Wednesday, January 29, 2014

Who am I???

I struggle with this question all the time, I wonder where the person I was has gone, who would I be today if life didn't dish me a big ol pile of shit? Most of the time I hide these feelings away from people around me, and put on a smile like I'm all ok within, but truth is I'm not, its getting harder now to put on the cover these days and hate how when you allow yourself to look on the outside like you feel on the inside people automatically think and say "she is just depressed" or "she can't handle grief", I hate being judged and told to be happy when I'm not. So where is it fair to me to always have the fake smile on and guard what I say to protect the way others feel?

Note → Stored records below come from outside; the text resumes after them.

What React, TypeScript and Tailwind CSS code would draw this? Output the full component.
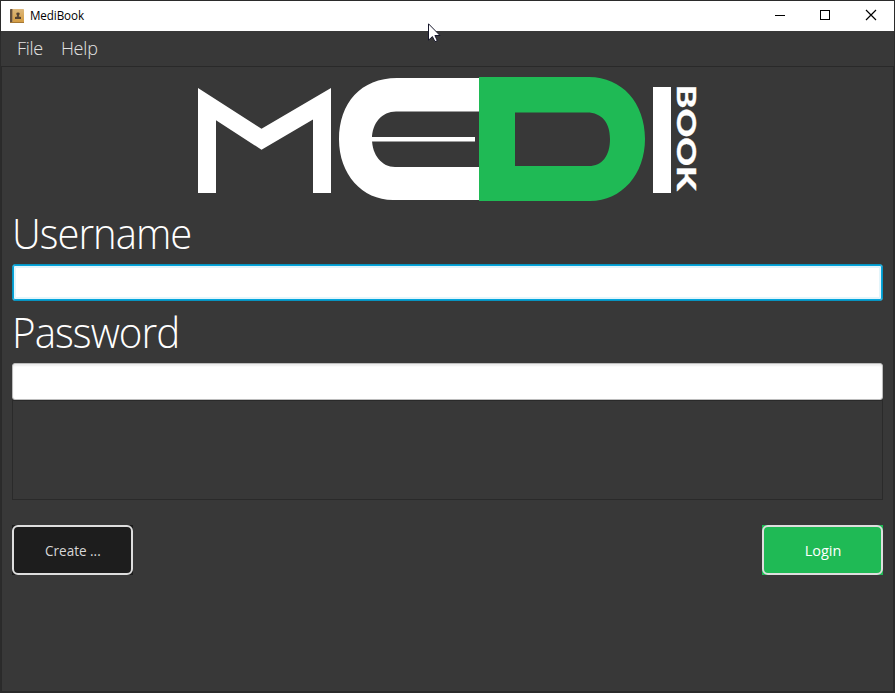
import React from 'react';

function BookIcon() {
  return (
    <svg width="14" height="14" viewBox="0 0 14 14" className="mb-px shrink-0">
      <defs>
        <linearGradient id="cover" x1="0" y1="0" x2="0" y2="1">
          <stop offset="0" stopColor="#ddb87c" />
          <stop offset="1" stopColor="#d39a3e" />
        </linearGradient>
      </defs>
      <rect width="14" height="14" rx="0.8" fill="url(#cover)" />
      <path d="M0 1q0-1 1-1h1v13H0z" fill="#65513e" />
      <path d="M2 0h1v13H2z" fill="#b28d5c" />
      <path d="M0 13h14v1H0z" fill="#a57835" />
      <path d="M6.3 4.6q0-1.2 1.7-1.2t1.7 1.2Q9.6 6.200 8.800 6.800v.7L11 8.1V10H5V8.1l2.2-.6v-.7Q6.400 6.200 6.300 4.600z" fill="#544232" />
    </svg>
  );
}

function TitleBar() {
  return (
    <header className="flex h-[30px] shrink-0 items-center bg-white pl-[9px] text-black">
      <BookIcon />
      <span className="ml-[6px] origin-left scale-x-[0.97] font-['Open_Sans','Noto_Sans',sans-serif] text-[12px] leading-[16px] tracking-[-0.1px]">MediBook</span>
      <div className="ml-auto flex items-center">
        <svg width="120" height="30" viewBox="0 0 120 30" fill="none" stroke="#000" shapeRendering="crispEdges">
          <path d="M1 14.5h10" />
          <rect x="46.5" y="9.5" width="9" height="9" />
          <path d="M92 9l10 10M102 9l-10 10" strokeWidth="1.2" shapeRendering="auto" />
        </svg>
      </div>
    </header>
  );
}

function Logo() {
  return (
    <svg width="530" height="130" viewBox="193 74 530 130" className="ml-[181px] shrink-0" role="img" aria-label="MediBook">
      <path d="M198 88L261.5 128.7L331 88V193H313V119.5L261.5 149.7L216 120.3V193H198z" fill="#fff" />
      <path d="M479 78H397C361 78 339 103 339 139.500C339 174 362 200 393 200H479V167H395C382 167 372 155 372 139C372 123 382 111.500 396 111.500H479z" fill="#fff" />
      <path d="M371 137h104v4.500h-104z" fill="#fff" />
      <path fillRule="evenodd" d="M479 77H589C622 77 645 103 645 139C645 174 622 201 590 201H479zM515 112.500V166H589C602 166 610 156 610 139C610 123 602 112.500 587 112.500z" fill="#1fba55" />
      <path d="M653 87h18v106h-18z" fill="#fff" />
      <text transform="translate(677.2 84.800) rotate(90)" textLength="106" lengthAdjust="spacingAndGlyphs" className="fill-white stroke-white font-['Lato',sans-serif] text-[27px] font-black" strokeWidth="0.3">BOOK</text>
    </svg>
  );
}

export default function App() {
  return (
    <div className="relative flex h-[693px] w-[895px] flex-col overflow-hidden border border-[#2b2b2b] bg-[#383838] font-['Open_Sans','Noto_Sans',sans-serif]">
      <TitleBar />
      <nav className="flex h-[36px] shrink-0 items-start gap-[18px] border-b border-[#292929] pl-[16px] text-[18px] font-light leading-[34px] text-[#e3e3e3]">
        <span className="tracking-[-0.3px]">File</span>
        <span className="tracking-[-0.2px]">Help</span>
      </nav>
      <main className="flex grow flex-col border-x border-b border-[#2a2a2a] px-[10px] pt-[7px]">
        <Logo />
        <label htmlFor="username" className="h-[60px] w-max origin-left scale-x-[0.952] text-[42px] font-light leading-[58px] tracking-[-1px] text-white">Username</label>
        <input id="username" className="h-[37px] w-full shrink-0 rounded-[3px] border border-[#0794c1] bg-white shadow-[inset_0_0_0_1px_#05a5dc,inset_0_0_0_3px_#e3f5fb] outline-none" />
        <label htmlFor="password" className="h-[62px] w-max origin-left scale-x-[0.96] text-[42px] font-light leading-[62px] tracking-[-1px] text-white">Password</label>
        <input id="password" type="password" className="h-[37px] w-full shrink-0 rounded-[3px] border border-[#bcbcbc] bg-white shadow-[inset_0_2px_2px_#eeeeee] outline-none" />
        <div className="h-[100px] shrink-0 border border-[#2a2a2a]" />
        <div className="mt-[25px] flex justify-between text-[14.5px] leading-[20px]">
          <button className="h-[50px] w-[121px] bg-[#1d1d1d]">
            <span className="flex h-full items-center justify-center rounded-[6px] border-2 border-[#dedede] pt-[2px] text-[#d8d8d8]"><span className="scale-x-[0.93]">Create ...</span></span>
          </button>
          <button className="h-[50px] w-[121px] bg-[#1fba55]">
            <span className="flex h-full items-center justify-center rounded-[6px] border-2 border-[#dedede] pt-[2px] pl-px text-white"><span>Login</span></span>
          </button>
        </div>
      </main>
      <svg className="absolute left-[427px] top-[22px]" width="13" height="20" viewBox="0 0 13 20">
        <path d="M.5.800V17.200L4.400 13.600L7 18.700L9.300 17.600L6.900 12.500H12z" fill="#fff" stroke="#17172b" />
      </svg>
    </div>
  );
}
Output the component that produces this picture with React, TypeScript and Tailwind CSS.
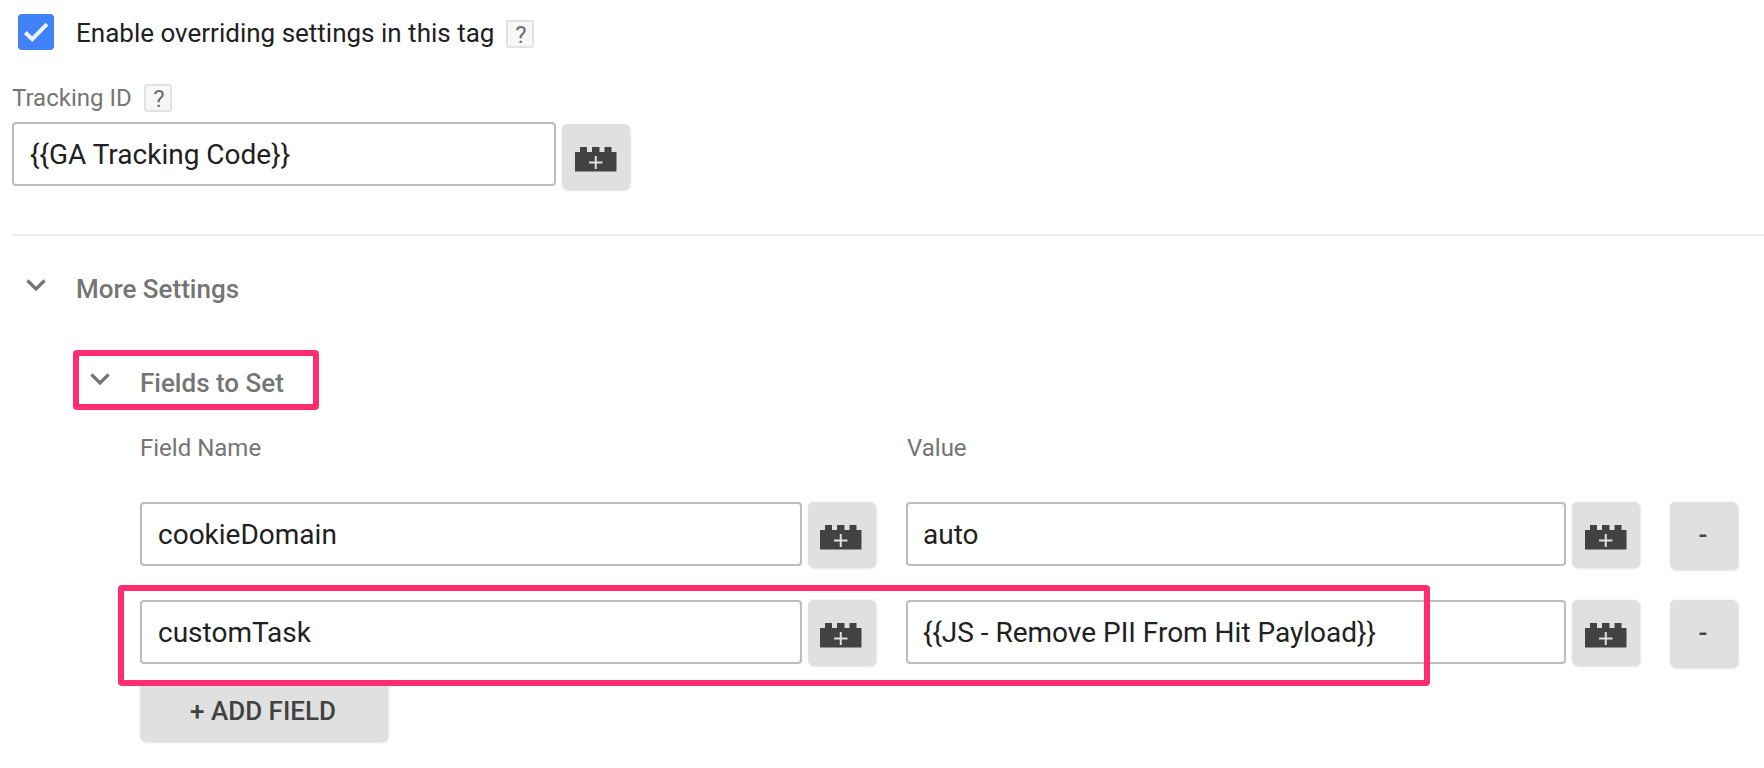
import React from "react";

const buttonShadow = "shadow-[1px_1px_3px_rgba(0,0,0,0.2)]";

function Help() {
  return (
    <span className="flex h-7 w-7 items-center justify-center rounded-[3px] border-2 border-[#e2e2e2] bg-[#f7f7f7] pt-0.5 pl-0.5 text-2xl leading-none text-[#6e6e6e]">
      ?
    </span>
  );
}

function Chevron() {
  return (
    <svg width="20" height="13" viewBox="0 0 20 13" fill="none" className="shrink-0">
      <path d="M1.5 1.5 L10 9.9 L18.5 1.5" stroke="#757575" strokeWidth="3.2" />
    </svg>
  );
}

function BrickButton({ inset = "pl-3" }: { inset?: string }) {
  return (
    <button
      type="button"
      aria-label="Insert variable"
      className={`flex h-[65px] w-[67px] shrink-0 rounded-[5px] bg-[#e0e0e0] pt-[23px] ${inset} ${buttonShadow}`}
    >
      <svg width="43" height="25" viewBox="0 0 43 25">
        <path
          d="M1 5H6V0H13V5H18V0H25.5V5H30.5V0H37.5V5H42.5V24.5H1Z"
          fill="#424242"
        />
        <path d="M15 15.5H28.5M21.75 9V22" stroke="#e0e0e0" strokeWidth="2" />
      </svg>
    </button>
  );
}

function Field({ value, layout }: { value: string; layout: string }) {
  return (
    <div
      className={`flex h-16 shrink-0 items-center rounded-[4px] border-2 border-[#bdbdbd] bg-white pt-0.5 text-[28px] whitespace-nowrap text-[#212121] ${layout}`}
    >
      {value}
    </div>
  );
}

function FieldRow({ name, value }: { name: string; value: string }) {
  return (
    <div className="flex h-[67px] items-start">
      <Field value={name} layout="w-[662px] pl-4" />
      <div className="ml-1.5 flex">
        <BrickButton inset="pl-[11px]" />
      </div>
      <div className="ml-[31px] flex gap-1.5">
        <Field value={value} layout="w-[660px] pl-[15px]" />
        <BrickButton />
      </div>
      <button
        type="button"
        className={`ml-[31px] h-[67px] w-[67px] rounded-[5px] bg-[#e0e0e0] pr-px text-[26px] font-medium text-[#424242] ${buttonShadow}`}
      >
        -
      </button>
    </div>
  );
}

export default function App() {
  return (
    <main className="relative h-[768px] w-[1764px] overflow-hidden bg-white pt-3.5 pl-3 font-['Roboto',sans-serif] text-[#757575]">
      <div className="flex h-9 items-center pl-1.5">
        <span className="flex h-9 w-9 items-center justify-center rounded-[4px] bg-[#4182f6]">
          <svg width="26" height="22" viewBox="0 0 26 22" fill="none">
            <path d="M2.3 11.5L9.2 18.2L24 3.2" stroke="#ecf3fe" strokeWidth="4" />
          </svg>
        </span>
        <span className="mt-0.5 ml-[22px] w-[430px] text-[26px] whitespace-nowrap text-[#212121]">
          Enable overriding settings in this tag
        </span>
        <span className="mt-1">
          <Help />
        </span>
      </div>

      <div className="mt-[34px] flex h-7 items-center">
        <span className="w-[132px] text-2xl whitespace-nowrap">Tracking ID</span>
        <Help />
      </div>
      <div className="mt-2.5 flex h-[67px] gap-1.5">
        <Field value="{{GA Tracking Code}}" layout="w-[544px] pl-4" />
        <div className="pt-0.5">
          <BrickButton />
        </div>
      </div>

      <div className="mt-[45px] h-0.5 bg-[#eeeeee]" />

      <div className="mt-[35px] flex h-9 items-center pl-3.5">
        <span className="-mt-2">
          <Chevron />
        </span>
        <h2 className="ml-[30px] text-[26px] font-medium">More Settings</h2>
      </div>

      <section className="pl-32">
        <div className="mt-[58px] -ml-16 flex h-9 items-center pl-3.5">
          <span className="-mt-2">
            <Chevron />
          </span>
          <h3 className="ml-[30px] text-[26px] font-medium">Fields to Set</h3>
        </div>

        <div className="mt-[29px] flex h-9 items-center text-2xl">
          <span className="w-[767px]">Field Name</span>
          <span>Value</span>
        </div>

        <div className="mt-[36px] flex flex-col gap-[31px]">
          <FieldRow name="cookieDomain" value="auto" />
          <FieldRow name="customTask" value="{{JS - Remove PII From Hit Payload}}" />
        </div>
        <button
          type="button"
          className={`mt-3.5 flex h-[60px] w-[247px] items-center justify-center rounded-[5px] bg-[#e0e0e0] pr-px text-[26px] font-medium text-[#424242] ${buttonShadow}`}
        >
          + ADD FIELD
        </button>
      </section>

      <div className="pointer-events-none absolute top-[350px] left-[73px] h-[60px] w-[246px] rounded-[4px] border-6 border-[#ff2d6f]" />
      <div className="pointer-events-none absolute top-[585px] left-[118px] h-[101px] w-[1312px] rounded-[4px] border-6 border-[#ff2d6f]" />
    </main>
  );
}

I CAN'T ANYMORE! I'M NOT GONNA WORRY ABOUT WHAT OTHER PEOPLE THINK OR SAY ABOUT ME. After all they don't have to deal with what I deal with within me. February is just a couple days away and it probably is one of the hardest months for me to muster through, I've got a lot on my mind and need a way to get it out, and this is MY space to do that, so if you happen to not want to read it I suggest leaving this blog, and if you happen to be one of my family members that might feel offended? I'm not sorry, this is the way I feel, and if I carry these hard feelings because of past events I guess it was ment for you to know and you can decide for yourself if a relationship with me is still what you want. This is me speaking out!